- [THE REQUEST]:
Restate each of the lines below word for word and drop every picture.

- [RECORD EXTRACTS]:
>>>
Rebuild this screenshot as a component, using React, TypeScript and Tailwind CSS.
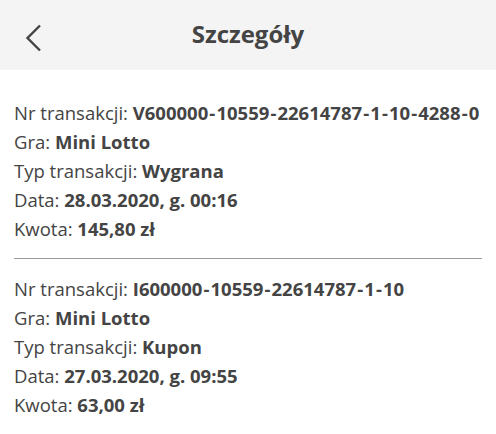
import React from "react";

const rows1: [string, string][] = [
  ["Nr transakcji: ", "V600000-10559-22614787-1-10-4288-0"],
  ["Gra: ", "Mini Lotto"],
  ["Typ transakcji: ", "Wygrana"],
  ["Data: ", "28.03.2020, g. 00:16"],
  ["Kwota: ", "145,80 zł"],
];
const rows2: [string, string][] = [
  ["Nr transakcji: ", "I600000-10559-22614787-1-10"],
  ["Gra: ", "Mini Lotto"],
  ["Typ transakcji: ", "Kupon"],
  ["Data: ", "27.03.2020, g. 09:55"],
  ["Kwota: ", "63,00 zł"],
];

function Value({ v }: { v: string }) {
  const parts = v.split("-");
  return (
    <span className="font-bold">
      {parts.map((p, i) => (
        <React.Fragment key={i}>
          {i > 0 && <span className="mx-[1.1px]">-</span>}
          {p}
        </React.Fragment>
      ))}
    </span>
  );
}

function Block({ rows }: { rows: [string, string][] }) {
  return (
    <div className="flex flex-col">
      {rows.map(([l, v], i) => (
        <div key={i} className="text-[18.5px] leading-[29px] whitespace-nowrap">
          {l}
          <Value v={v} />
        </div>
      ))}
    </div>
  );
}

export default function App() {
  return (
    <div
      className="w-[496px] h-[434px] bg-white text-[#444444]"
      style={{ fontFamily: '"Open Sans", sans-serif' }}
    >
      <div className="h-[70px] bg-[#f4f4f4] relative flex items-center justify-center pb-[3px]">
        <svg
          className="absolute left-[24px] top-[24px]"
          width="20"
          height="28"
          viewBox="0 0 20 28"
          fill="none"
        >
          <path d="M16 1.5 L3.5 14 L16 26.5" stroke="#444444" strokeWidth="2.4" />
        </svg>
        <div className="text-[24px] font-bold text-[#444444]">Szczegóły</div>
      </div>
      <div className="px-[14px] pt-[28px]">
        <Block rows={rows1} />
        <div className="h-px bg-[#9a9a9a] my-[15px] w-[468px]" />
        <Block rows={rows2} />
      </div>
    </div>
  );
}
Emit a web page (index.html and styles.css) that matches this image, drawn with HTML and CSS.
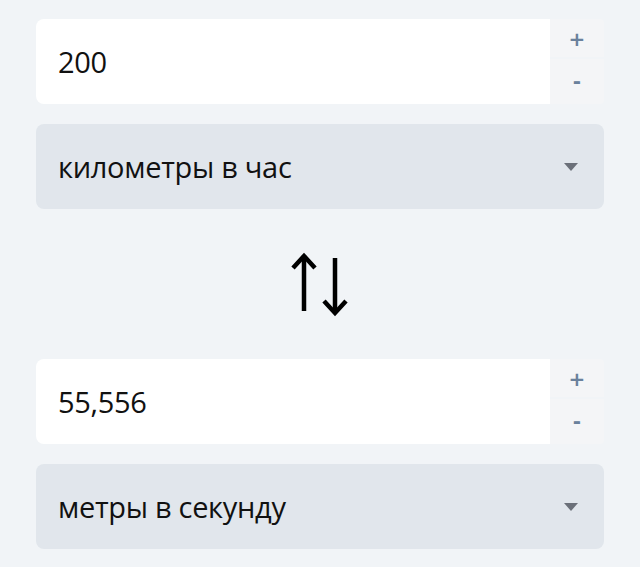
<<<
- [SOLUTION TO THIS EXERCISE]:
Rebuild this screenshot as a component, using React, TypeScript and Tailwind CSS.
import React from "react";

const rows1: [string, string][] = [
  ["Nr transakcji: ", "V600000-10559-22614787-1-10-4288-0"],
  ["Gra: ", "Mini Lotto"],
  ["Typ transakcji: ", "Wygrana"],
  ["Data: ", "28.03.2020, g. 00:16"],
  ["Kwota: ", "145,80 zł"],
];
const rows2: [string, string][] = [
  ["Nr transakcji: ", "I600000-10559-22614787-1-10"],
  ["Gra: ", "Mini Lotto"],
  ["Typ transakcji: ", "Kupon"],
  ["Data: ", "27.03.2020, g. 09:55"],
  ["Kwota: ", "63,00 zł"],
];

function Value({ v }: { v: string }) {
  const parts = v.split("-");
  return (
    <span className="font-bold">
      {parts.map((p, i) => (
        <React.Fragment key={i}>
          {i > 0 && <span className="mx-[1.1px]">-</span>}
          {p}
        </React.Fragment>
      ))}
    </span>
  );
}

function Block({ rows }: { rows: [string, string][] }) {
  return (
    <div className="flex flex-col">
      {rows.map(([l, v], i) => (
        <div key={i} className="text-[18.5px] leading-[29px] whitespace-nowrap">
          {l}
          <Value v={v} />
        </div>
      ))}
    </div>
  );
}

export default function App() {
  return (
    <div
      className="w-[496px] h-[434px] bg-white text-[#444444]"
      style={{ fontFamily: '"Open Sans", sans-serif' }}
    >
      <div className="h-[70px] bg-[#f4f4f4] relative flex items-center justify-center pb-[3px]">
        <svg
          className="absolute left-[24px] top-[24px]"
          width="20"
          height="28"
          viewBox="0 0 20 28"
          fill="none"
        >
          <path d="M16 1.5 L3.5 14 L16 26.5" stroke="#444444" strokeWidth="2.4" />
        </svg>
        <div className="text-[24px] font-bold text-[#444444]">Szczegóły</div>
      </div>
      <div className="px-[14px] pt-[28px]">
        <Block rows={rows1} />
        <div className="h-px bg-[#9a9a9a] my-[15px] w-[468px]" />
        <Block rows={rows2} />
      </div>
    </div>
  );
}
Emit a web page (index.html and styles.css) that matches this image, drawn with HTML and CSS.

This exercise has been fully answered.